### EXERCISE DESCRIPTION
Find the word "Tailwind" in the data. Return every line where it appears.

### INPUT
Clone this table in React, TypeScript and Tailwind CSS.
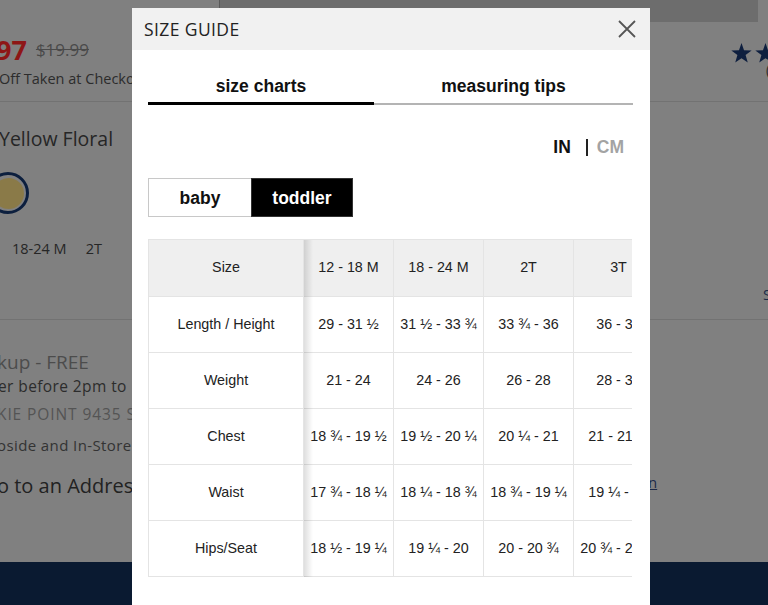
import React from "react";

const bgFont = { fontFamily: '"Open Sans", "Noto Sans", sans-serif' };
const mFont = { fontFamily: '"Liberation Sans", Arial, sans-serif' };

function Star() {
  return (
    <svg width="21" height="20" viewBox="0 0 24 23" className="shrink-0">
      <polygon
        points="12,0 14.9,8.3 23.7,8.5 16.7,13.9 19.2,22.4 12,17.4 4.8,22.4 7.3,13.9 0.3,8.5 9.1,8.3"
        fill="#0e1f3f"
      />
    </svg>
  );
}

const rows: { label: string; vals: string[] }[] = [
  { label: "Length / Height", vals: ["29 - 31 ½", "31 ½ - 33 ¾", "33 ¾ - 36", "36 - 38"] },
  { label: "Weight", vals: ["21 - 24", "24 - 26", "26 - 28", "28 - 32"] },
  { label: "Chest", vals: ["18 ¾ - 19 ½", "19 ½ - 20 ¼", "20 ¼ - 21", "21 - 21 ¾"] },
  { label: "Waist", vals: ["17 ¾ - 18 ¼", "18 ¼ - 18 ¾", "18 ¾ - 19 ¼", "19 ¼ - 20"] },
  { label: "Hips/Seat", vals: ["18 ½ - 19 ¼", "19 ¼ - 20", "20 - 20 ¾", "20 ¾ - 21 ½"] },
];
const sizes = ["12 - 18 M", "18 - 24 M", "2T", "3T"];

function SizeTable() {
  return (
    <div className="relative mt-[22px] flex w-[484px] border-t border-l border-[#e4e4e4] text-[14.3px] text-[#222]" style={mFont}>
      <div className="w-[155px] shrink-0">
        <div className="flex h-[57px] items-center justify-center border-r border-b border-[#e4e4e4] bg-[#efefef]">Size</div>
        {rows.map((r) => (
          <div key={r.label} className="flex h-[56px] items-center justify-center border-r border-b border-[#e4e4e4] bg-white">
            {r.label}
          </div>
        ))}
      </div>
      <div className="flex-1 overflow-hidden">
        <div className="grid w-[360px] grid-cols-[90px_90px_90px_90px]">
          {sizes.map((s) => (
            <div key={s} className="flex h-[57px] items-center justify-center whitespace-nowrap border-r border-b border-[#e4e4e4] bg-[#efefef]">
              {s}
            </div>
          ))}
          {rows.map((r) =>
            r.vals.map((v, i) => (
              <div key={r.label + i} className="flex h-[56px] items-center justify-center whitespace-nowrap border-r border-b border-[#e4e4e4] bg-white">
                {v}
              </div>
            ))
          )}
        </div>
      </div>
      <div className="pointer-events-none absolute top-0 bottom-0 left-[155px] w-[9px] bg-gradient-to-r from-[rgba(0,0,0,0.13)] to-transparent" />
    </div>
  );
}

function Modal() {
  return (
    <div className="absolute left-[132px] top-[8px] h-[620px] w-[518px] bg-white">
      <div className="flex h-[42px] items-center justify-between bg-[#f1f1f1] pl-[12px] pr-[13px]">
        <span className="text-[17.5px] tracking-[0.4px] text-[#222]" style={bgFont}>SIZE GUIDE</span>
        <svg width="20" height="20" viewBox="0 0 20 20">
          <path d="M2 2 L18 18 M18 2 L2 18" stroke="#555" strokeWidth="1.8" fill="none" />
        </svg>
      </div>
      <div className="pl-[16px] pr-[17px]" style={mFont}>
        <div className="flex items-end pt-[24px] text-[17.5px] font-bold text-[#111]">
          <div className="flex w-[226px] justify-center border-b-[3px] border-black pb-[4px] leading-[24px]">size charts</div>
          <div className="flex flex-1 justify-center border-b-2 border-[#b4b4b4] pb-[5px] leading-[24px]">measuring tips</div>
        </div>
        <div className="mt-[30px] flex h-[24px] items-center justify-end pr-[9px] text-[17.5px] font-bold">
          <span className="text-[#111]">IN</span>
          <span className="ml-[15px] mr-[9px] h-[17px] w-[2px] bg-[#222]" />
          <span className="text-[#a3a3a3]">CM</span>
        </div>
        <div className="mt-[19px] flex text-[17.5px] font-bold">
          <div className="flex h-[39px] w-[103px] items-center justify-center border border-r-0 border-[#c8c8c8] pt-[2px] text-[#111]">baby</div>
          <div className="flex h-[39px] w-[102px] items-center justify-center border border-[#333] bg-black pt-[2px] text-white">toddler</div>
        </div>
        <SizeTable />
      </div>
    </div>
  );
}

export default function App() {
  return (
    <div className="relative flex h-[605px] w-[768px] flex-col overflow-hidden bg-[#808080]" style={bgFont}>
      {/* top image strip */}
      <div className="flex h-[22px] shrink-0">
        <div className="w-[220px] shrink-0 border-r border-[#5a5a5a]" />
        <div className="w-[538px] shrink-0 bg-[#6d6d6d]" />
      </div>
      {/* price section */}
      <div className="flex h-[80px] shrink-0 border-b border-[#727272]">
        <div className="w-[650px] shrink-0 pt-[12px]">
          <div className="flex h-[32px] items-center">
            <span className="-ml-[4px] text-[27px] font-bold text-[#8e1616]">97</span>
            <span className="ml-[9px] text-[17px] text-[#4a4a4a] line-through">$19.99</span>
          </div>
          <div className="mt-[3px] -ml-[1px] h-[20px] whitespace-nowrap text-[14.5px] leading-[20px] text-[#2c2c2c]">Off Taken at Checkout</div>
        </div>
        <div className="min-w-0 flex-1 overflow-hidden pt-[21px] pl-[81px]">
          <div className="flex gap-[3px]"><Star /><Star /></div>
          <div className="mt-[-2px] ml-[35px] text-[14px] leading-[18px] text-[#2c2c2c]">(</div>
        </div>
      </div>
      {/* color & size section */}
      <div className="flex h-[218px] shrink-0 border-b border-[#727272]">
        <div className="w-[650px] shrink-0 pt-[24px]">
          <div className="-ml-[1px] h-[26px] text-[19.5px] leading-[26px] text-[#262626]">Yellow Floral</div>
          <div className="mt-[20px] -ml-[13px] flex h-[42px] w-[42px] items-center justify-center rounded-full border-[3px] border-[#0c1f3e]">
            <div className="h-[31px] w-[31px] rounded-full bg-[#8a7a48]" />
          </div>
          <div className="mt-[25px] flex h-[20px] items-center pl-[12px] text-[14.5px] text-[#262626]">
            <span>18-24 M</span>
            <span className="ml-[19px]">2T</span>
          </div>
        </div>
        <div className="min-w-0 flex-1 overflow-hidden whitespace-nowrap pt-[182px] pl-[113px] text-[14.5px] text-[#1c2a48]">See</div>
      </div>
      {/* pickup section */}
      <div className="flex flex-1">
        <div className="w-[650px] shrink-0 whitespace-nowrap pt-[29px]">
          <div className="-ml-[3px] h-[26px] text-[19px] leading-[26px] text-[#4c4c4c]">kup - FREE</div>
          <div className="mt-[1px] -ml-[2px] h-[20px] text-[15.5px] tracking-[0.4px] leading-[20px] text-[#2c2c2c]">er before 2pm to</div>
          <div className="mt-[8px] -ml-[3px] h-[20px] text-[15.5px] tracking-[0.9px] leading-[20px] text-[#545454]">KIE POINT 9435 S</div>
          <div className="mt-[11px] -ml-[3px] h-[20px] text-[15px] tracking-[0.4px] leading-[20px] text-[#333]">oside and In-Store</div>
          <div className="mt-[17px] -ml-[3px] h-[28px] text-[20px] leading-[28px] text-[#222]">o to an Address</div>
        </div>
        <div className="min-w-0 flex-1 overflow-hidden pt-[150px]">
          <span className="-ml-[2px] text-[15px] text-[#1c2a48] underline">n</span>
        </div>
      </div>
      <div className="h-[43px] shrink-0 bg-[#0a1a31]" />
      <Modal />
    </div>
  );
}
* * *
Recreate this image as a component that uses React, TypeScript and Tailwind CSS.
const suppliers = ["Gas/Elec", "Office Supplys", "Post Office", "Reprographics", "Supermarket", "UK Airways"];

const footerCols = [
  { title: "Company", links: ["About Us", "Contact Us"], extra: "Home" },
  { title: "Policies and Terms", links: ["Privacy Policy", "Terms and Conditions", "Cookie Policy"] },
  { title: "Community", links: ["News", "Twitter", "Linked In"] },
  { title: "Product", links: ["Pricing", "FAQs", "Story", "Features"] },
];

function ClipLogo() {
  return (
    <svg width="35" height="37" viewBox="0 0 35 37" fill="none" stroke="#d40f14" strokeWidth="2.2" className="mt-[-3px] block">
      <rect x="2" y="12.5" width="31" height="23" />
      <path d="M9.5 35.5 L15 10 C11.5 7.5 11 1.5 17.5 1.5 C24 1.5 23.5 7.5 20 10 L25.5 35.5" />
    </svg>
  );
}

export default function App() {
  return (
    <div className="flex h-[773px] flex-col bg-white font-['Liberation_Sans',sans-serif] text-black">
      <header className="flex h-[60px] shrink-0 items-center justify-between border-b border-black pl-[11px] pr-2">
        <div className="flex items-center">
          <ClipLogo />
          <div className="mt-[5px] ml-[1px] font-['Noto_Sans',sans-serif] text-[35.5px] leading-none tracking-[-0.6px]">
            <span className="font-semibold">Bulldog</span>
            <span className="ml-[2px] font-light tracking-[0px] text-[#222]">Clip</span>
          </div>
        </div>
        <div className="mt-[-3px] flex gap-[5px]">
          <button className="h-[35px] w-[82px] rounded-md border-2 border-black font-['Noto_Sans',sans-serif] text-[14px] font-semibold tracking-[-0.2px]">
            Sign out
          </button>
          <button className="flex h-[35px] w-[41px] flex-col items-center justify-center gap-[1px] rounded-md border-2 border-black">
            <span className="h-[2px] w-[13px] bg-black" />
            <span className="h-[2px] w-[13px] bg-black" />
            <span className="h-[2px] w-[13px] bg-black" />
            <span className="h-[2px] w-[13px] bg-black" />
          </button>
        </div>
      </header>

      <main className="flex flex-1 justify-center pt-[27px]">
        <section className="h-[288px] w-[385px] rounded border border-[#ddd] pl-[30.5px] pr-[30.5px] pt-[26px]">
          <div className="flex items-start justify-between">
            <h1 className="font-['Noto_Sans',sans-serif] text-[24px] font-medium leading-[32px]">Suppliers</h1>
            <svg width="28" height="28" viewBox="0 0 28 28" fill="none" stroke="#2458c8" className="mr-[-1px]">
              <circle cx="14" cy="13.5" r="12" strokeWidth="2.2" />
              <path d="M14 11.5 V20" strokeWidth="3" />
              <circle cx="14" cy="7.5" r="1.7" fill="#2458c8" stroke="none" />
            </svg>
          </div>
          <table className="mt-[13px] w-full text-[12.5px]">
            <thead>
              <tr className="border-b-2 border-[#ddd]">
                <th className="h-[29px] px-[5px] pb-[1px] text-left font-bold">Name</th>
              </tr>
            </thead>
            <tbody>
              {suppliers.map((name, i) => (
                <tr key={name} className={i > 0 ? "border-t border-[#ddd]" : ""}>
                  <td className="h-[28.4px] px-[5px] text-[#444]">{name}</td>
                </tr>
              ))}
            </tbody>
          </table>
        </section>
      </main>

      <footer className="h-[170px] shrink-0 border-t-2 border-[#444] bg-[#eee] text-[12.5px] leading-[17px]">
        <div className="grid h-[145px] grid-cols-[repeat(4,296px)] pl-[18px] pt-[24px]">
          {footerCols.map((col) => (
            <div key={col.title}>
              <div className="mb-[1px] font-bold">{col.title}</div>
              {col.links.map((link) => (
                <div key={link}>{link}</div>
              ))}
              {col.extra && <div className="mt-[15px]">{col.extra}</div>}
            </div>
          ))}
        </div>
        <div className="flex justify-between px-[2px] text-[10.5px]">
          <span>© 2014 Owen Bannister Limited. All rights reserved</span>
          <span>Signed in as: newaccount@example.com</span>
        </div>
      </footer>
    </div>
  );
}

### TASK OUTPUT
Clone this table in React, TypeScript and Tailwind CSS.
Recreate this image as a component that uses React, TypeScript and Tailwind CSS.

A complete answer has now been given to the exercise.